El ambiente de polarización que padece Morelos no es nuevo, por lo menos desde la llegada de Graco Ramírez al Ejecutivo local, en 2012; entre condiciones sociales, la personalidad del mandatario y su estilo personal de ejercer el poder, favorecieron los enconos entre la clase política y grupos ciudadanos. Sin embargo, la violencia política no pasaba del aislamiento del contrario. En la administración de Cuauhtémoc Blanco, a esa polarización y encono se sumaron, por lo menos, la permisividad de las autoridades, una estrategia de seguridad fallida y la alimentación abierta de los disensos desde el Ejecutivo en su más alto nivel.

En un escenario así, los por lo menos 38 asesinatos de activistas, funcionarios públicos, representantes populares y autoridades auxiliares cometidos desde el inicio de la administración de Cuauhtémoc Blanco, prefiguran una elección compleja y una transición de poderes, Ejecutivo, Legislativo y ayuntamientos, que podría no ser lo tranquila que Morelos merece después de más de tres lustros de una violencia que, muy a pesar de la gente, se ha vuelto cotidiana.

Frente a tales pinceladas de realidad, la ciudadanía enfrenta una disyuntiva. Por un lado, está el temor de ejercer los derechos políticos e informarse de las propuestas, proyectos, personalidades y equipos de los candidatos para acudir a las urnas a ejercer el voto razonado, un miedo que se considera provocado por la inseguridad y violencia que padece el estado. En el otro extremo, está la convicción alegre y esperanzada de la ciudadanía que confía en el voto como la única forma de superar el terrible trance en que han sumido a Morelos la violencia y la ineptitud de los políticos para frenarla.

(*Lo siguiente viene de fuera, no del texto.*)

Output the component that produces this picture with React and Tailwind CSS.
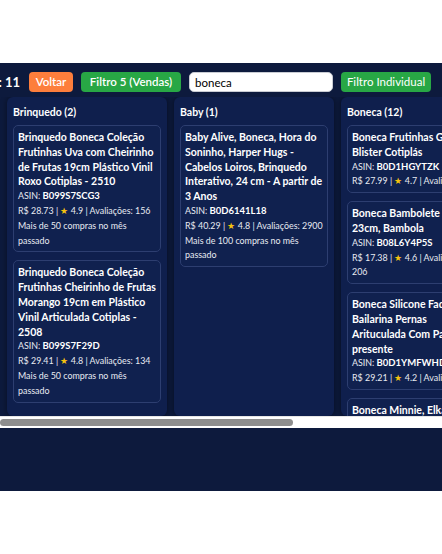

El problema no es de tan difícil solución. La máxima de la teoría política de que el autoritarismo se combate con democracia, y a mayor autoritarismo hace falta más democracia, sirve en este caso si se considera a la violencia como la forma más primitiva de expresión autoritaria. Además de la exigencia ciudadana urgente para que las autoridades hagan su trabajo de garantizar la seguridad para todos, se vuelve necesario, el dos de junio, abarrotar las casillas, recuperar la fiesta de la democracia, salir y ejercer el voto como un derecho humano, pero también como un deber social.

Que el coro de la ciudadanía acalle los alaridos de quienes sólo conocen la violencia como forma de expresión.